From what I have tested so far I think this could work if the handle class gets modified to also expose these missing functions that TextIOWrapper expects. Should I try to do this and create a PR for that?
Is it enough to add them to the LazyOpener? For my particular case I actually have a PackedObjectReader (probably because the file in question was packed into a pack file during a regular storage maintain?).

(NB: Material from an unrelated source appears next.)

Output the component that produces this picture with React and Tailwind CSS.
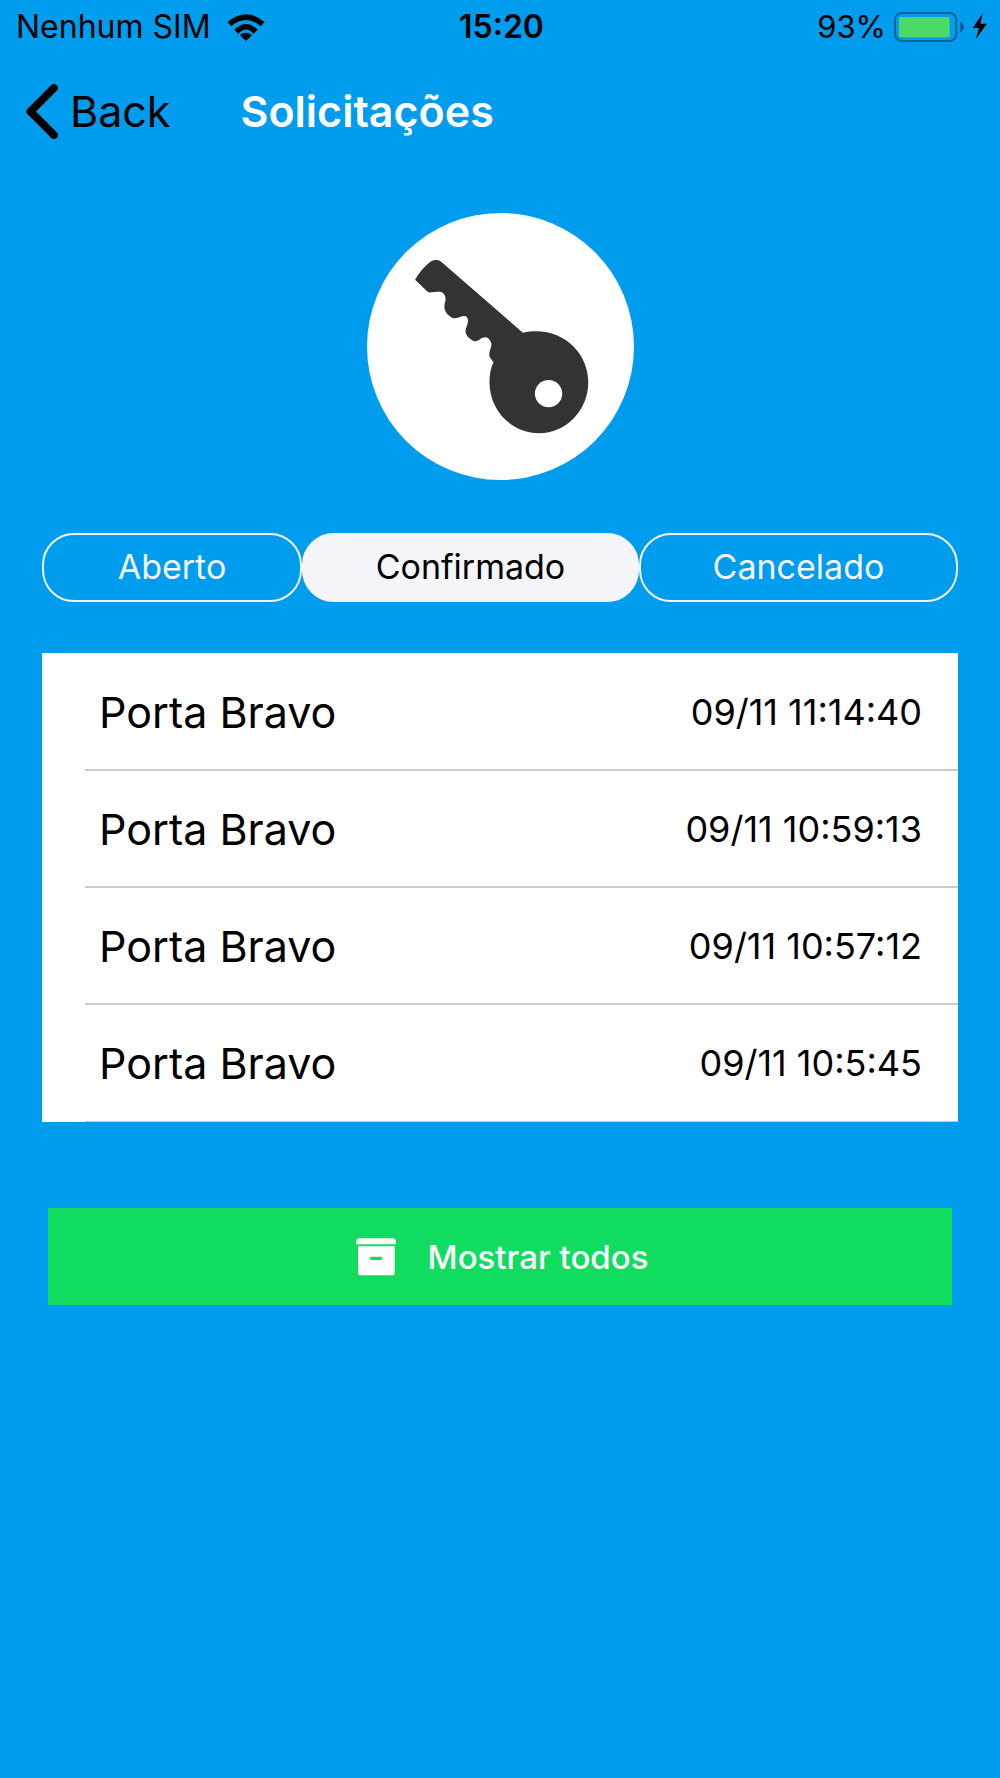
import { useState } from 'react';

const tabs = ['Aberto', 'Confirmado', 'Cancelado'];

const requests = [
  { id: 1, name: 'Porta Bravo', date: '09/11 11:14:40' },
  { id: 2, name: 'Porta Bravo', date: '09/11 10:59:13' },
  { id: 3, name: 'Porta Bravo', date: '09/11 10:57:12' },
  { id: 4, name: 'Porta Bravo', date: '09/11 10:5:45' },
];

const WifiIcon = () => (
  <svg viewBox="676 38 113 82" className="w-[38px] h-[27px]" fill="none" stroke="black" strokeWidth="17">
    <path d="M682 69 Q732.5 26 783 69" />
    <path d="M703 92 Q732.5 61 762 92" />
    <path d="M714 102 Q732.5 88 751 102 L732.5 120 Z" fill="black" stroke="none" />
  </svg>
);

const BatteryIcon = () => (
  <svg viewBox="342 36 279 90" className="w-[93px] h-[30px]">
    <rect x="345" y="39" width="184" height="84" rx="20" fill="none" stroke="#01609a" strokeWidth="6" />
    <rect x="357" y="51" width="152" height="61" rx="5" fill="#4cd964" />
    <path d="M540 65 Q552 70 552 81 Q552 92 540 97 Z" fill="#01609a" />
    <path d="M608 40 L578 84 L597 84 L587 118 L621 71 L601 71 Z" fill="black" />
  </svg>
);

const ChevronIcon = () => (
  <svg viewBox="78 250 96 166" className="w-8 h-[55px]" fill="none" stroke="black" strokeWidth="24">
    <path d="M162 262 L91 333 L162 404" strokeLinecap="round" strokeLinejoin="round" />
  </svg>
);

const KeyIcon = () => (
  <svg viewBox="50 38 800 800" className="w-[267px] h-[267px]">
    <circle cx="450" cy="438" r="400" fill="white" />
    <path
      fill="#333333"
      d="M194 238 Q212 205 241 183 Q262 174 275 186 L517 397 C625 373 713 450 713 545 C713 630 645 698 566 698 C484 698 417 630 417 545 C417 521 421 501 429 485 L418 470 C411 453 428 440 421 424 C413 407 400 408 389 416 C375 424 370 425 359 415 C343 401 342 394 350 374 C356 358 352 344 336 347 C326 348 320 355 309 353 C296 349 282 334 282 322 C281 307 287 303 285 291 C282 278 275 273 261 274 L236 276 Q229 274 223 266 Z"
    />
    <circle cx="594" cy="579" r="41" fill="white" />
  </svg>
);

const ArchiveIcon = () => (
  <svg viewBox="0 0 120 114" className="w-10 h-[38px]" fill="white">
    <path d="M0 19 V13 Q0 1 12 1 H108 Q120 1 120 13 V19 Z" />
    <path
      fillRule="evenodd"
      d="M6 25 H116 V104 Q116 112 108 112 H14 Q6 112 6 104 Z M46 56 Q42 57 42 61 Q42 65 46 66 H74 Q79 65 79 61 Q79 57 74 56 Z"
    />
  </svg>
);

const StatusBar = () => (
  <div className="grid grid-cols-3 items-center h-[54px] pl-4 pr-[13px] text-[32px] leading-9">
    <div className="flex items-center gap-4">
      <span>Nenhum SIM</span>
      <WifiIcon />
    </div>
    <span className="text-center font-semibold">15:20</span>
    <div className="flex items-center justify-end gap-2 text-[31px]">
      <span>93%</span>
      <BatteryIcon />
    </div>
  </div>
);

const Header = () => (
  <header className="flex items-center h-[114px] pl-[26px] gap-[70px]">
    <button type="button" className="flex items-center gap-3 text-[43px] leading-[54px] cursor-pointer">
      <ChevronIcon />
      Back
    </button>
    <h1 className="text-white text-[43px] leading-[54px] font-semibold">Solicitações</h1>
  </header>
);

export default function App() {
  const [active, setActive] = useState('Confirmado');

  return (
    <div className="min-h-screen bg-[#009cee] text-black font-['Inter',sans-serif]">
      <StatusBar />
      <Header />

      <main className="px-[42px] pt-[45px]">
        <div className="flex justify-center">
          <KeyIcon />
        </div>

        <div className="grid grid-cols-[260fr_337fr_319fr] mt-[53px]">
          {tabs.map(tab => (
            <button
              key={tab}
              type="button"
              onClick={() => setActive(tab)}
              className={
                tab === active
                  ? 'h-[69px] pb-0.5 rounded-[32px] border-2 border-[#f4f5f8] bg-[#f4f5f8] text-[34px] leading-10 cursor-pointer'
                  : 'h-[69px] pb-0.5 rounded-[32px] border-2 border-[#f4f5f8] text-[#f4f5f8] text-[34px] leading-10 cursor-pointer'
              }
            >
              {tab}
            </button>
          ))}
        </div>

        <ul className="mt-[51px] bg-white pt-px pl-[43px]">
          {requests.map(({ id, name, date }) => (
            <li
              key={id}
              className="flex items-center justify-between h-[117px] pl-3.5 pr-9 border-b-2 last:border-b border-[#cbcbcb]"
            >
              <span className="text-[43px] leading-[54px]">{name}</span>
              <span className="text-[36px] leading-10">{date}</span>
            </li>
          ))}
        </ul>

        <div className="px-1.5 mt-[86px]">
          <button
            type="button"
            className="flex items-center justify-center gap-8 w-full h-[97px] pl-1 bg-[#10dc60] text-white text-[33px] leading-10 font-medium cursor-pointer"
          >
            <ArchiveIcon />
            Mostrar todos
          </button>
        </div>
      </main>
    </div>
  );
}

Hi, I was (finally) able to find some time to try to fix this and I think I got it working. Before creating a PR I wanted to ask a question about a design choice. Right now I’m “proxying” all the missing attributes expected by TextIOWrapper by defining a __getattr__ for LazyOpener and PackedObjectReader, like so
def __getattr__(self, attr) -> Any:
"""For attributes not explicitly defined, return attributes
of underlying filehandle.
"""
return getattr(self._fhandle, attr)
with an additional check for LazyOpener that the filehandle exists. Do you think this proxying makes sense for LazyOpener and PackedObjectReader? Or should I only proxy those attributes that are expected by TextIOWrapper and still missing?